When Semantics Become Strategy
If this was not enough, a large section of the Western media went a step further and called Maduro a “former” president or “ousted” or “deposed” leader. This despite the fact that Venezuela’s vice-president, Delcy Rodríguez, a Maduro loyalist, was sworn in as interim president by the country’s parliament, notionally until the elected president returns. This semantic sleight of hand matters. Declaring someone “former” retroactively legitimises their removal. It masquerades as factual description.
Europe’s Quiet Discomfort
The political cowardice of Europe and the UK has been just as revealing. Faced with a clear-cut violation of sovereignty, EU and British leaders have carefully avoided condemnation. Instead, they have fallen back on familiar talking points about repression during the Maduro era, democratic backsliding and atrocities committed by him — all true, but beside the point.
Their discomfort appears to lie with the fact that President Trump was unusually transparent about American intentions: the capture of Venezuela’s oil reserves. Had he wrapped the operation in the usual liberal interventionist language — restoring democracy, defending human rights — the European establishment would likely have fallen into line. The seizure itself did not rattle them; the lack of varnish did.
Normalising the Unthinkable
This dynamic is already visible in Europe’s response to Trump’s repeated threats to seize Greenland. European leaders have pushed back rhetorically, yet few doubt their inability to stop him should words turn into action. One can already imagine how such an event would be covered by Western media.
By normalising language first, the media normalises outcomes later.
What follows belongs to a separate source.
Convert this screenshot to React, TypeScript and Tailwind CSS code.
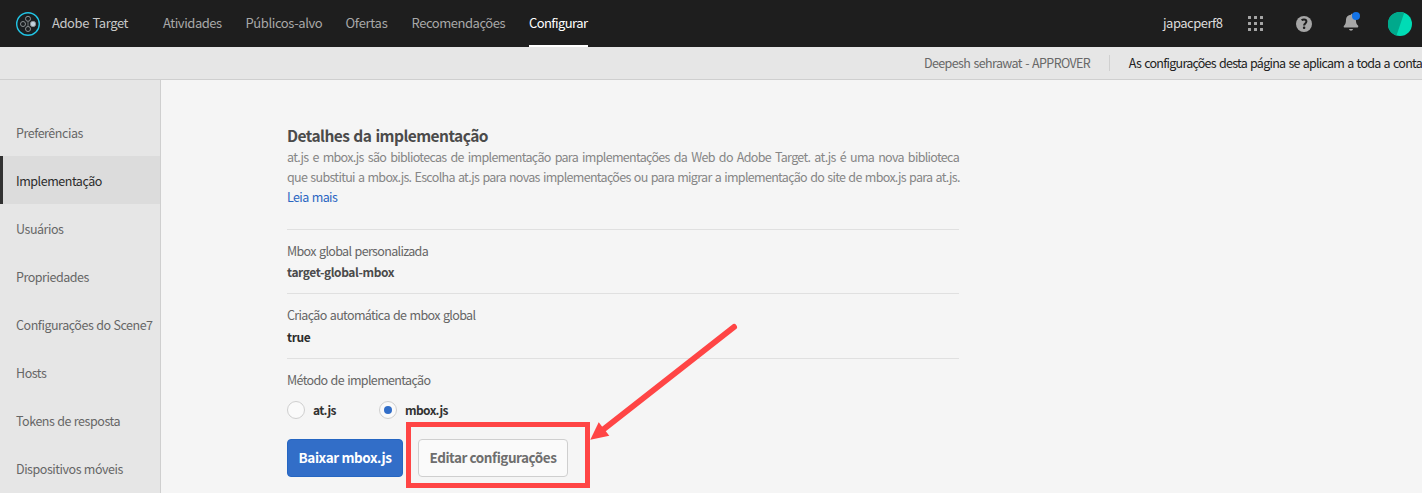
const navItems = [
  { label: "Atividades", cls: "w-[82.5px] tracking-[-0.45px]" },
  { label: "Públicos-alvo", cls: "w-[100px] tracking-[-0.4px]" },
  { label: "Ofertas", cls: "w-[66px] tracking-[-0.29px]" },
  { label: "Recomendações", cls: "w-[117.5px] tracking-[-0.46px]" },
];

const sideItems = [
  "Preferências",
  "Implementação",
  "Usuários",
  "Propriedades",
  "Configurações do Scene7",
  "Hosts",
  "Tokens de resposta",
  "Dispositivos móveis",
];

function Logo() {
  return (
    <svg className="h-6 w-6 shrink-0" viewBox="0 0 24 24" fill="none">
      <circle cx="12" cy="12" r="11.3" fill="#1a1e20" stroke="#22c4e4" strokeWidth="1.4" />
      <g stroke="#8b9092" strokeWidth="1">
        <circle cx="12" cy="6.8" r="2.5" />
        <circle cx="12" cy="17" r="2.5" />
        <circle cx="7" cy="12" r="2.5" />
        <path d="M12 9.5v5" strokeWidth="0.8" />
      </g>
      <circle cx="17" cy="12" r="2.7" fill="#c3d3de" stroke="#8b9092" strokeWidth="0.8" />
    </svg>
  );
}

function AppsIcon() {
  return (
    <svg className="h-4 w-4 shrink-0" viewBox="0 0 16 16" fill="#a6a6a6">
      {[0, 6, 12].map((y) => [0, 6, 12].map((x) => <rect key={`${x}-${y}`} x={x} y={y} width="3" height="3" rx="0.3" />))}
    </svg>
  );
}

function HelpIcon() {
  return (
    <svg className="h-4 w-4 shrink-0" viewBox="0 0 16 16">
      <circle cx="8" cy="8" r="8" fill="#a6a6a6" />
      <path d="M5.6 4.3c.6-.5 1.4-.8 2.4-.8 1.5 0 2.400.8 2.400 2 0 1.900-2.300 2-2.300 4" fill="none" stroke="#1e1e1e" strokeWidth="2" />
      <rect x="6.900" y="10.600" width="2.400" height="2.400" rx="1" fill="#1e1e1e" />
    </svg>
  );
}

function BellIcon() {
  return (
    <svg className="h-[20px] w-[18px] shrink-0" viewBox="0 0 18 20">
      <path
        d="M8 2.800c0-.6.4-1 1-1h.5c-.3 3.200 1.200 5 3.300 5.200.2 4 .8 5.200 2.200 6.600.4.400.5 1.800-.3 1.800H1.300c-.8 0-.8-1.200-.3-1.700 1.300-1.300 2-2.700 2-6.200C3 5 5 3.200 8 2.800z"
        fill="#a6a6a6"
      />
      <path d="M6 17h4c-.2 1-1 1.700-2 1.700S6.200 18 6 17z" fill="#a6a6a6" />
      <circle cx="13" cy="4" r="4" fill="#1473e6" />
    </svg>
  );
}

function Avatar() {
  return (
    <svg className="h-6 w-6 shrink-0" viewBox="0 0 24 24">
      <circle cx="12" cy="12" r="12" fill="#00dcb5" />
      <path d="M16.200.8A12 12 0 1 0 8.500 23.500z" fill="#00a98c" />
    </svg>
  );
}

function Field({ label, value, valueCls, gap }: { label: string; value: string; valueCls: string; gap: string }) {
  return (
    <div className="border-t border-[#e0e0e0] pt-[11px]">
      <div className="h-5 text-[12.5px] leading-5 tracking-[-0.65px] text-[#666]">{label}</div>
      <div className={`h-5 text-[12px] font-bold leading-5 tracking-[-0.4px] ${gap} ${valueCls}`}>{value}</div>
    </div>
  );
}

export default function App() {
  return (
    <div className="relative flex h-[493px] w-full flex-col overflow-hidden whitespace-nowrap bg-[#f5f5f5] font-['Noto_Sans_CJK_SC','Source_Sans_Pro',sans-serif] [word-spacing:1px]">
      <header className="flex h-[47px] shrink-0 items-center bg-[#1e1e1e] pl-4 pr-[10px] text-[13px] text-[#a8a8a8]">
        <Logo />
        <span className="ml-3 w-[111px] pb-0.5 leading-5 tracking-[-0.42px] text-[#c8c8c8]">Adobe Target</span>
        <nav className="flex h-full">
          {navItems.map((n) => (
            <a key={n.label} className={`pt-[13px] leading-5 ${n.cls}`}>{n.label}</a>
          ))}
          <a className="h-full w-[59px] border-b-2 border-white pt-[13px] leading-5 tracking-[-0.58px] text-white">Configurar</a>
        </nav>
        <div className="ml-auto flex items-center">
          <span className="w-[85px] pb-0.5 leading-5 tracking-[-0.5px] text-[#dcdcdc]">japacperf8</span>
          <AppsIcon />
          <span className="ml-8 flex"><HelpIcon /></span>
          <span className="mb-[3px] ml-[31px] flex"><BellIcon /></span>
          <span className="ml-[27px] flex"><Avatar /></span>
        </div>
      </header>

      <div className="flex h-[33px] shrink-0 items-start border-b border-[#cfcfcf] bg-[#e6e6e6] pl-[924px] pt-2 text-[12.5px] leading-4">
        <span className="w-[185px] tracking-[-0.61px] text-[#686868]">Deepesh sehrawat - APPROVER</span>
        <span className="h-4 w-px bg-[#d0d0d0]" />
        <span className="ml-[19px] tracking-[-0.74px] text-[#222]">As configurações desta página se aplicam a toda a conta</span>
      </div>

      <div className="flex min-h-0 flex-1">
        <aside className="w-[161px] shrink-0 overflow-hidden border-r border-[#cfcfcf] bg-[#e6e6e6] pt-7 text-[12.5px] tracking-[-0.46px] [word-spacing:0.5px]">
          {sideItems.map((s) => (
            <div
              key={s}
              className={
                s === "Implementação"
                  ? "h-12 border-l-[3px] border-[#323232] bg-[#dcdcdc] pl-[13px] leading-[50px] text-[#2c2c2c]"
                  : "h-12 pl-4 leading-[50px] text-[#666]"
              }
            >
              {s}
            </div>
          ))}
        </aside>

        <main className="ml-[126px] w-[672px] pt-11">
          <h2 className="h-[23px] text-[15.5px] font-bold leading-[22px] tracking-[-0.54px] text-[#4b4b4b]">Detalhes da implementação</h2>
          <div className="h-[82px] text-[12.5px] leading-5 tracking-[-0.68px] text-[#868686]">
            <p className="[text-align-last:justify]">
              at.js e mbox.js são bibliotecas de implementação para implementações da Web do Adobe Target. at.js é uma nova biblioteca
            </p>
            <p className="[text-align-last:justify]">
              que substitui a mbox.js. Escolha at.js para novas implementações ou para migrar a implementação do site de mbox.js para at.js.
            </p>
            <a className="tracking-[-0.62px] text-[#2b66c2]">Leia mais</a>
          </div>

          <div className="h-16"><Field label="Mbox global personalizada" value="target-global-mbox" gap="mt-px" valueCls="text-[#4b4b4b]" /></div>
          <div className="h-[65px]"><Field label="Criação automática de mbox global" value="true" gap="mt-0.5" valueCls="text-[#2c2c2c]" /></div>
          <div className="border-t border-[#e0e0e0] pt-[11px]">
            <div className="h-5 text-[12.5px] leading-5 tracking-[-0.65px] text-[#666]">Método de implementação</div>
            <div className="mt-[11px] flex h-[18px] items-center text-[12px] font-bold leading-[18px] tracking-[-0.6px] text-[#323232]">
              <span className="h-[18px] w-[18px] rounded-full border border-[#cfcfcf] bg-[#fafafa]" />
              <span className="ml-2 w-[58px]">at.js</span>
              <span className="ml-2 flex h-[18px] w-[18px] items-center justify-center rounded-full border border-[#cfcfcf] bg-[#fafafa]">
                <span className="h-2 w-2 rounded-full bg-[#326ec8]" />
              </span>
              <span className="ml-2">mbox.js</span>
            </div>
            <div className="mt-5 flex gap-[15px] text-[13.5px] font-bold">
              <button className="h-[38px] w-[116px] rounded border border-[#2566c2] bg-[#326ec8] pb-0.5 tracking-[-0.4px] leading-[34px] text-white">Baixar mbox.js</button>
              <button className="h-[38px] w-[150px] rounded border border-[#cfcfcf] bg-[#fafafa] pb-0.5 tracking-[-0.45px] leading-[34px] text-[#6e6e6e]">Editar configurações</button>
            </div>
          </div>
        </main>
      </div>

      <div className="absolute left-[406px] top-[422px] h-[66px] w-[184px] border-[5px] border-[#ff4545]" />
      <svg className="absolute left-[586px] top-[320px] h-[124px] w-[156px]" viewBox="586 320 156 124">
        <path d="M734 327L602 430.500" stroke="#ff4545" strokeWidth="6" strokeLinecap="round" />
        <path d="M590.300 439.700L598.700 422.300L609.300 435.700z" fill="#ff4545" />
      </svg>
    </div>
  );
}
When “kidnapping” becomes “capture,” and an elected president becomes “former,” journalism ceases to perform its function.
Maduro’s son, Venezuelan congressman Nicolás Maduro Guerra, warned: “If we normalise the kidnapping of a head of state, no country is safe.” That statement barely registered in Western coverage. “Normalising” is an inconvenient word.
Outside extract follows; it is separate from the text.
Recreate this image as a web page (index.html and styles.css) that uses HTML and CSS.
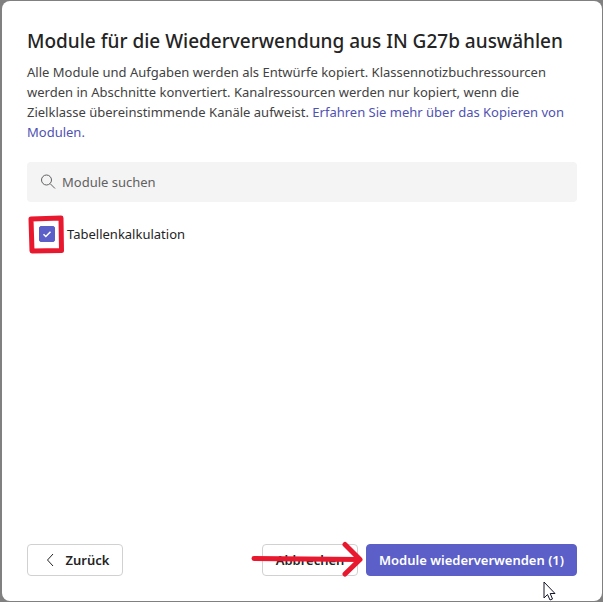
FILE: index.html
```html
<!DOCTYPE html>
<html lang="de">
<head>
<meta charset="utf-8">
<meta name="viewport" content="width=device-width, initial-scale=1">
<title>Module wiederverwenden</title>
<link rel="stylesheet" href="styles.css">
</head>
<body>
<main class="dialog" role="dialog" aria-labelledby="dialog-title">
  <h1 class="title" id="dialog-title">Module für die Wiederverwendung aus IN G27b auswählen</h1>
  <p class="intro">Alle Module und Aufgaben werden als Entwürfe kopiert. Klassennotizbuchressourcen werden in Abschnitte konvertiert. Kanalressourcen werden nur kopiert, wenn die Zielklasse übereinstimmende Kanäle aufweist. <a class="link" href="#">Erfahren Sie mehr über das Kopieren von Modulen.</a></p>
  <div class="search">
    <svg class="search-icon" viewBox="0 0 16 16" aria-hidden="true"><circle cx="6.5" cy="6" r="5"/><path d="M10.2 9.7 15 14.5"/></svg>
    <input class="search-input" type="search" placeholder="Module suchen" aria-label="Module suchen">
  </div>
  <div class="module">
    <span class="check-holder">
      <input class="check" type="checkbox" id="module-1" checked>
      <svg class="tick" viewBox="0 0 16 16" aria-hidden="true"><path d="M4.500 8.300 6.800 10.500 11.500 5.700"/></svg>
      <svg class="highlight" viewBox="0 0 38 40" aria-hidden="true"><path d="M4 5 34 4 34.500 36.500 5 37Z"/></svg>
    </span>
    <label class="module-name" for="module-1">Tabellenkalkulation</label>
  </div>
  <footer class="actions">
    <button class="button back" type="button"><svg class="chevron" viewBox="0 0 8 14" aria-hidden="true"><path d="M7 1 1.500 7 7 13"/></svg>Zurück</button>
    <button class="button cancel" type="button">Abbrechen
      <svg class="arrow" viewBox="0 0 114 36" aria-hidden="true"><path d="M4 17.500 109 18.500M95 3.500 110 18.500 95 33"/></svg>
    </button>
    <button class="button primary" type="button">Module wiederverwenden (1)
      <svg class="cursor" viewBox="0 0 13 20" aria-hidden="true"><path d="M1 1V17L4.500 13.500 7 19 9.500 18 7.200 12.500H12Z"/></svg>
    </button>
  </footer>
</main>
</body>
</html>
```
FILE: styles.css
```css
* {
  box-sizing: border-box;
}

body {
  display: flex;
  min-height: 100vh;
  margin: 0;
  padding: 1px 1px 1px 2px;
  background: #808080;
  color: #242424;
  font: 14px/20px "Noto Sans", "Open Sans", sans-serif;
}

.dialog {
  display: flex;
  flex: 1;
  flex-direction: column;
  padding: 24px 25px 25px;
  border-radius: 8px;
  background: #fff;
}

.title {
  margin: 0;
  font-size: 19px;
  font-weight: 500;
  line-height: 32px;
}

.intro {
  margin: 5px 0 20px;
  color: #424242;
  font-size: 13px;
}

.link {
  color: #4f52b2;
  text-decoration: none;
}

.search {
  display: flex;
  align-items: center;
  gap: 6px;
  height: 40px;
  padding: 0 13px;
  border-radius: 4px;
  background: #f4f4f4;
}

.search-icon {
  width: 16px;
  height: 16px;
  fill: none;
  stroke: #616161;
}

.search-input {
  flex: 1;
  min-width: 0;
  padding: 0;
  border: 0;
  outline: 0;
  background: transparent;
  color: #242424;
  font: inherit;
  font-size: 13px;
}

.search-input::placeholder {
  color: #616161;
  opacity: 1;
}

.module {
  display: flex;
  align-items: center;
  gap: 12px;
  margin-top: 22px;
  padding-left: 12px;
  font-size: 13px;
}

.check-holder {
  position: relative;
  display: flex;
}

.check {
  width: 16px;
  height: 16px;
  margin: 0;
  border: 1px solid #5b5fc7;
  border-radius: 2px;
  background: #fff;
  appearance: none;
}

.check:checked {
  background: #5b5fc7;
}

.tick {
  position: absolute;
  inset: 0;
  width: 16px;
  height: 16px;
  fill: none;
  stroke: #fff;
  stroke-width: 1.5;
  pointer-events: none;
}

.highlight {
  position: absolute;
  top: -12px;
  left: -12px;
  width: 38px;
  height: 40px;
  fill: none;
  stroke: #e8192f;
  stroke-width: 5;
  stroke-linejoin: round;
  pointer-events: none;
}

.actions {
  display: flex;
  gap: 8px;
  margin-top: auto;
}

.button {
  position: relative;
  display: flex;
  align-items: center;
  justify-content: center;
  height: 32px;
  padding: 0 12px;
  border: 1px solid #d1d1d1;
  border-radius: 4px;
  background: #fff;
  color: #242424;
  font: 600 13px/20px "Noto Sans", "Open Sans", sans-serif;
  white-space: nowrap;
}

.back {
  gap: 12px;
  min-width: 96px;
  margin-right: auto;
  padding-left: 17px;
}

.cancel {
  min-width: 96px;
}

.primary {
  border-color: #5b5fc7;
  background: #5b5fc7;
  color: #fff;
}

.chevron {
  width: 8px;
  height: 14px;
  fill: none;
  stroke: #242424;
}

.arrow {
  position: absolute;
  z-index: 1;
  top: -4px;
  right: -7px;
  width: 114px;
  height: 36px;
  fill: none;
  stroke: #e8192f;
  stroke-width: 5;
  stroke-linecap: round;
  stroke-linejoin: round;
  pointer-events: none;
}

.cursor {
  position: absolute;
  right: 20px;
  bottom: -26px;
  width: 13px;
  height: 20px;
  fill: #fff;
  stroke: #14142a;
}
```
In three decades of experience with Western media, I have observed that when illegal acts are committed by Western powers, the media often becomes an accomplice — not through falsehoods, but through language. The illegal act is made to look lawful. The 2003 invasion of Iraq offers a cautionary precedent. Western media amplified claims about weapons of mass destruction. Thousands died, a country was devastated, and no such weapons were found. Yet the reckoning never truly came — perhaps because the pattern continues.
(Views are personal, and do not represent the stance of this publication.)